The history of the newspaper

In Belarusian historiography, the years1906-1915 are called the Našaniŭny Period because with the publication of the first issue of the weekly Naša Niva, on November 10(23), 1906 in Vilnia, a whole new era had begun in the development of Belarusian society.

In the early twentieth century Naša Niva had developed standards of Belarusian literary language and, within the paper's environment, a Belarusian classical literature was developing. An idea of Belarusian statehood had arisen. Because of it's enlightened atmosphere and positive educational work, Naša Niva became a center of Belarusian intellectual life. On it's pages, a whole galaxy of Belarysian intellectuals printed their works - among them, Yanka Kupala, Yakub Kolas, Anton Luckievič, Maxim Bahdanovič, Vaclaŭ Lastoŭski.

Naša Niva covered a wide range of political, economic and cultural topics. It's main task, however, was political consolidation of the Belarusian nation. At the same time, as was noted by contemporaries, Naša Niva was the first source of information which was not tainted with official influence.

Around Naša Niva rallied the national civil society. Agricultural initiatives, youth groups, publishers - they all used the rostrum of Naša Niva.

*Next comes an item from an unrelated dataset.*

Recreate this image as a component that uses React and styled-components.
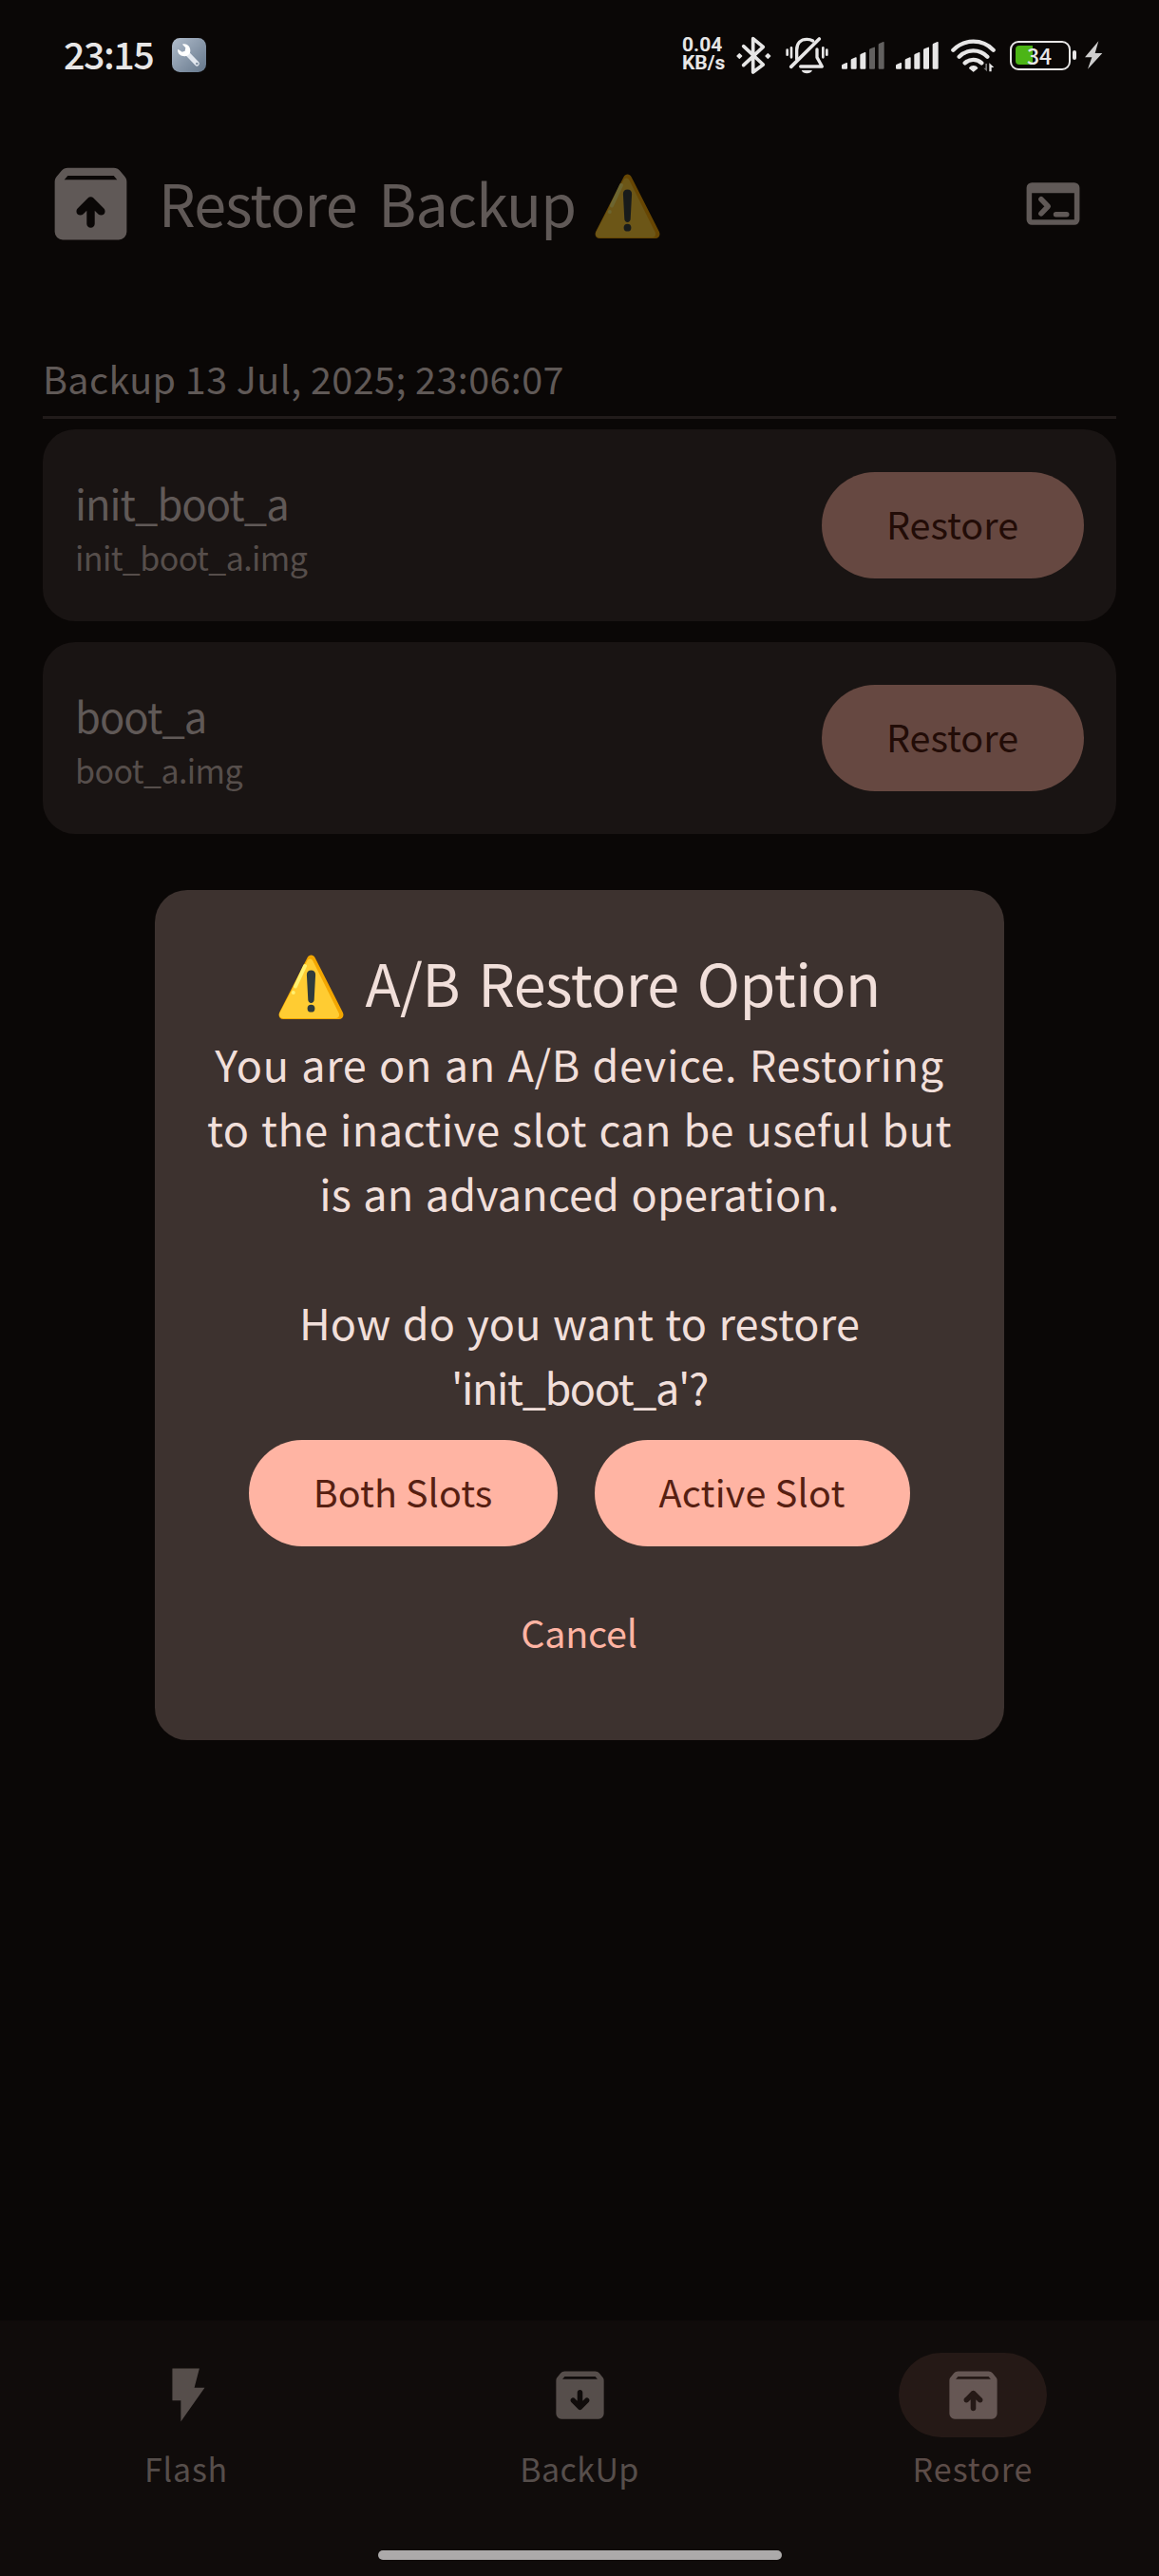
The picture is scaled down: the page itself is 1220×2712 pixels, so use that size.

From it's first days, a characteristic feature of the newspaper was a strong interactive relationship with it's readers. The newspaper had more than three thousand permanent and temporary correspondents who were sending information to the editor. Appearance of such a large number of authors, from different areas of Belarus, in the fields of literature and journalism, had created an opportunity to develop a literary language using as norms, for the most part, the most common linguistic expressions. The very type of modern Belarusian language, basic spelling, grammatical rules and word-formation, all were developed through practice with the living language at the newspaper.

Many subscribers of and contributors to the newspaper later emerged as central figures in the national, political and intellectual life of the country. Such as: Ciška Hartny (real name - Dzimitry Žylunovič); one of the future leaders of the Byelorussian SSR; Branislaŭ Taraškievič, a political leader of western Belarus and author of the first Belarusian grammar.

A long time publisher and editor of Naša Niva was Aleksandar Ulasaŭ, a landowner from a farm Mihaŭka near Miensk.

One of the ideologists of the publication Ivan Luckievič from Miensk, was also a creator of the famous Vilnia Belarusian Museum and founder of many political and cultural projects.

Along side with him worked his brother Anton Luckievič, an ideologist of the Belarusian Socialist Society (Hramada) and the future Prime Minister of the Belarusian National Republic (BNR).

In 1909 a historian Vaclaŭ Lastoŭski became secretary of the newspaper, and in 19121913 it's editor. Lastoŭski was later Prime Minister of the BNR.

Anton Luckievič, Ulasaŭ, Žylunovič, Taraškievič and Lastoŭski will later die in Soviet prisons.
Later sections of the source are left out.